# [Aim of the exercise]
Leave the pictures out, and retype all of the material exactly as written.

━━━━━ Source material

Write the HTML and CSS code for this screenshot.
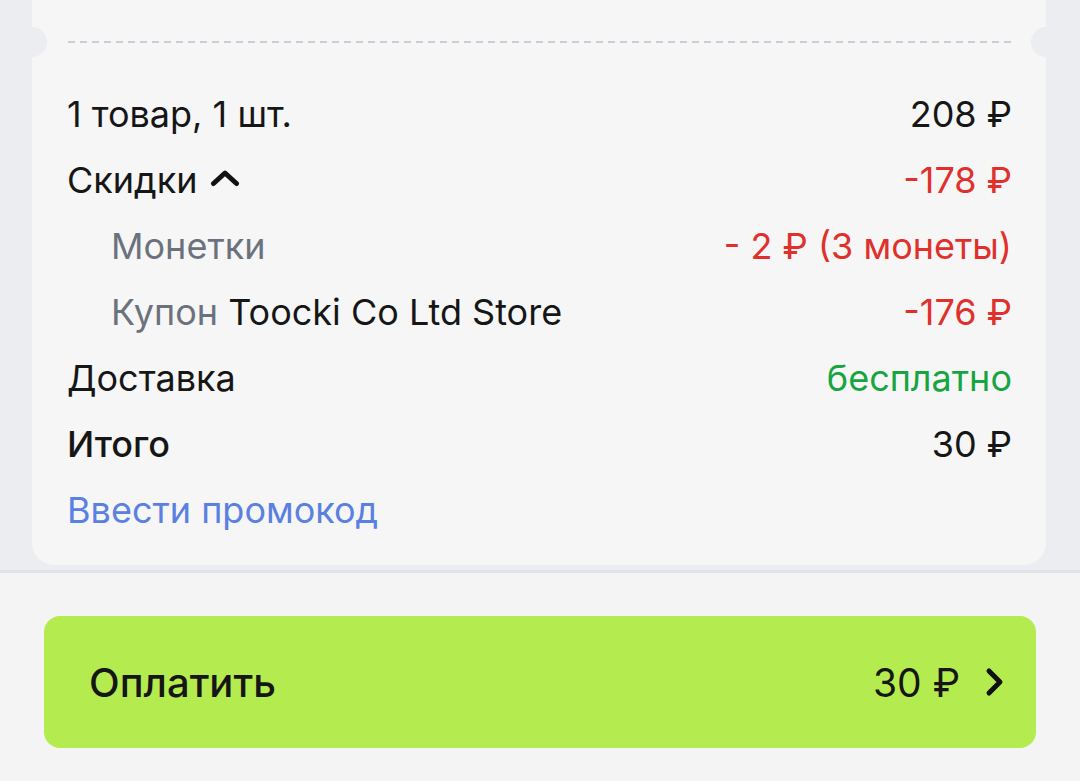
FILE: index.html
```html
<!DOCTYPE html>
<html lang="ru">
<head>
<meta charset="utf-8">
<link rel="stylesheet" href="styles.css">
</head>
<body>
<div class="top">
  <div class="card">
    <div class="tear">
      <span class="notch notch-l"></span>
      <div class="dash"></div>
      <span class="notch notch-r"></span>
    </div>
    <div class="rows">
      <div class="row"><span>1 товар, 1 шт.</span><span>208 ₽</span></div>
      <div class="row"><span class="toggle">Скидки <svg class="caret" viewBox="0 0 30 18" width="30" height="18"><path d="M3.5 14.5 L15 4 L26.5 14.5" fill="none" stroke="#111" stroke-width="5" stroke-linecap="round" stroke-linejoin="round"/></svg></span><span class="red">-178 ₽</span></div>
      <div class="row sub"><span class="muted">Монетки</span><span class="red">- 2 ₽ (3 монеты)</span></div>
      <div class="row sub"><span><span class="muted">Купон</span> Toocki Co Ltd Store</span><span class="red">-176 ₽</span></div>
      <div class="row"><span>Доставка</span><span class="green">бесплатно</span></div>
      <div class="row total"><span>Итого</span><span class="sum">30 ₽</span></div>
      <div class="row"><span class="link">Ввести промокод</span></div>
    </div>
  </div>
</div>
<div class="bottom">
  <button class="pay">
    <span class="pay-label">Оплатить</span>
    <span class="pay-right">30 ₽ <svg class="chev" viewBox="0 0 20 30" width="20" height="30"><path d="M4 4 L15 15 L4 26" fill="none" stroke="#111" stroke-width="5" stroke-linecap="round" stroke-linejoin="round"/></svg></span>
  </button>
</div>
</body>
</html>
```

FILE: styles.css
```css
* { box-sizing: border-box; }
html, body {
  margin: 0;
  padding: 0;
  width: 1080px;
  height: 781px;
  overflow: hidden;
  font-family: Inter, "Noto Sans", "Liberation Sans", sans-serif;
  color: #161616;
}
body { background: #f4f4f5; }

.top {
  background: #ebedf0;
  padding: 0 34px 0 32px;
  height: 570px;
}
.card {
  background: #f6f6f7;
  height: 565px;
  border-radius: 0 0 22px 22px;
  position: relative;
}
.tear {
  position: relative;
  height: 81px;
  padding-top: 41px;
}
.dash {
  margin: 0 34px 0 36px;
  height: 2px;
  background: repeating-linear-gradient(90deg, #c9cfd8 0 7px, transparent 7px 12px);
}
.notch {
  position: absolute;
  top: 27px;
  width: 30px;
  height: 30px;
  border-radius: 50%;
  background: #ebedf0;
}
.notch-l { left: -15px; }
.notch-r { right: -15px; }

.rows {
  padding: 0 34px 0 35px;
}
.row {
  display: flex;
  justify-content: space-between;
  align-items: center;
  height: 66px;
  font-size: 36px;
}
.row.sub { padding-left: 44px; }
.toggle { display: inline-flex; align-items: center; gap: 12px; }
.caret { width: 30px; height: 18px; margin-top: -4px; }
.muted { color: #6c727d; }
.red { color: #e0302b; }
.green { color: #17a53f; }
.link { color: #5a80e2; }
.total span:first-child { font-weight: 500; }

.bottom {
  border-top: 3px solid #dfe4ea;
  padding: 43px 44px 0 44px;
}
.pay {
  width: 992px;
  height: 132px;
  border: 0;
  border-radius: 16px;
  background: #b4ec4f;
  display: flex;
  align-items: center;
  justify-content: space-between;
  padding: 0 31px 0 45px;
  font-family: inherit;
  font-size: 40px;
  font-weight: 500;
  color: #161616;
}
.pay-right { display: inline-flex; align-items: center; gap: 25px; font-weight: 400; font-size: 39px; }
.chev { width: 20px; height: 30px; }
```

━━━━━━━━━━

# [Task answer]
Write the HTML and CSS code for this screenshot.
FILE: index.html
```html
<!DOCTYPE html>
<html lang="ru">
<head>
<meta charset="utf-8">
<link rel="stylesheet" href="styles.css">
</head>
<body>
<div class="top">
  <div class="card">
    <div class="tear">
      <span class="notch notch-l"></span>
      <div class="dash"></div>
      <span class="notch notch-r"></span>
    </div>
    <div class="rows">
      <div class="row"><span>1 товар, 1 шт.</span><span>208 ₽</span></div>
      <div class="row"><span class="toggle">Скидки <svg class="caret" viewBox="0 0 30 18" width="30" height="18"><path d="M3.5 14.5 L15 4 L26.5 14.5" fill="none" stroke="#111" stroke-width="5" stroke-linecap="round" stroke-linejoin="round"/></svg></span><span class="red">-178 ₽</span></div>
      <div class="row sub"><span class="muted">Монетки</span><span class="red">- 2 ₽ (3 монеты)</span></div>
      <div class="row sub"><span><span class="muted">Купон</span> Toocki Co Ltd Store</span><span class="red">-176 ₽</span></div>
      <div class="row"><span>Доставка</span><span class="green">бесплатно</span></div>
      <div class="row total"><span>Итого</span><span class="sum">30 ₽</span></div>
      <div class="row"><span class="link">Ввести промокод</span></div>
    </div>
  </div>
</div>
<div class="bottom">
  <button class="pay">
    <span class="pay-label">Оплатить</span>
    <span class="pay-right">30 ₽ <svg class="chev" viewBox="0 0 20 30" width="20" height="30"><path d="M4 4 L15 15 L4 26" fill="none" stroke="#111" stroke-width="5" stroke-linecap="round" stroke-linejoin="round"/></svg></span>
  </button>
</div>
</body>
</html>
```

FILE: styles.css
```css
* { box-sizing: border-box; }
html, body {
  margin: 0;
  padding: 0;
  width: 1080px;
  height: 781px;
  overflow: hidden;
  font-family: Inter, "Noto Sans", "Liberation Sans", sans-serif;
  color: #161616;
}
body { background: #f4f4f5; }

.top {
  background: #ebedf0;
  padding: 0 34px 0 32px;
  height: 570px;
}
.card {
  background: #f6f6f7;
  height: 565px;
  border-radius: 0 0 22px 22px;
  position: relative;
}
.tear {
  position: relative;
  height: 81px;
  padding-top: 41px;
}
.dash {
  margin: 0 34px 0 36px;
  height: 2px;
  background: repeating-linear-gradient(90deg, #c9cfd8 0 7px, transparent 7px 12px);
}
.notch {
  position: absolute;
  top: 27px;
  width: 30px;
  height: 30px;
  border-radius: 50%;
  background: #ebedf0;
}
.notch-l { left: -15px; }
.notch-r { right: -15px; }

.rows {
  padding: 0 34px 0 35px;
}
.row {
  display: flex;
  justify-content: space-between;
  align-items: center;
  height: 66px;
  font-size: 36px;
}
.row.sub { padding-left: 44px; }
.toggle { display: inline-flex; align-items: center; gap: 12px; }
.caret { width: 30px; height: 18px; margin-top: -4px; }
.muted { color: #6c727d; }
.red { color: #e0302b; }
.green { color: #17a53f; }
.link { color: #5a80e2; }
.total span:first-child { font-weight: 500; }

.bottom {
  border-top: 3px solid #dfe4ea;
  padding: 43px 44px 0 44px;
}
.pay {
  width: 992px;
  height: 132px;
  border: 0;
  border-radius: 16px;
  background: #b4ec4f;
  display: flex;
  align-items: center;
  justify-content: space-between;
  padding: 0 31px 0 45px;
  font-family: inherit;
  font-size: 40px;
  font-weight: 500;
  color: #161616;
}
.pay-right { display: inline-flex; align-items: center; gap: 25px; font-weight: 400; font-size: 39px; }
.chev { width: 20px; height: 30px; }
```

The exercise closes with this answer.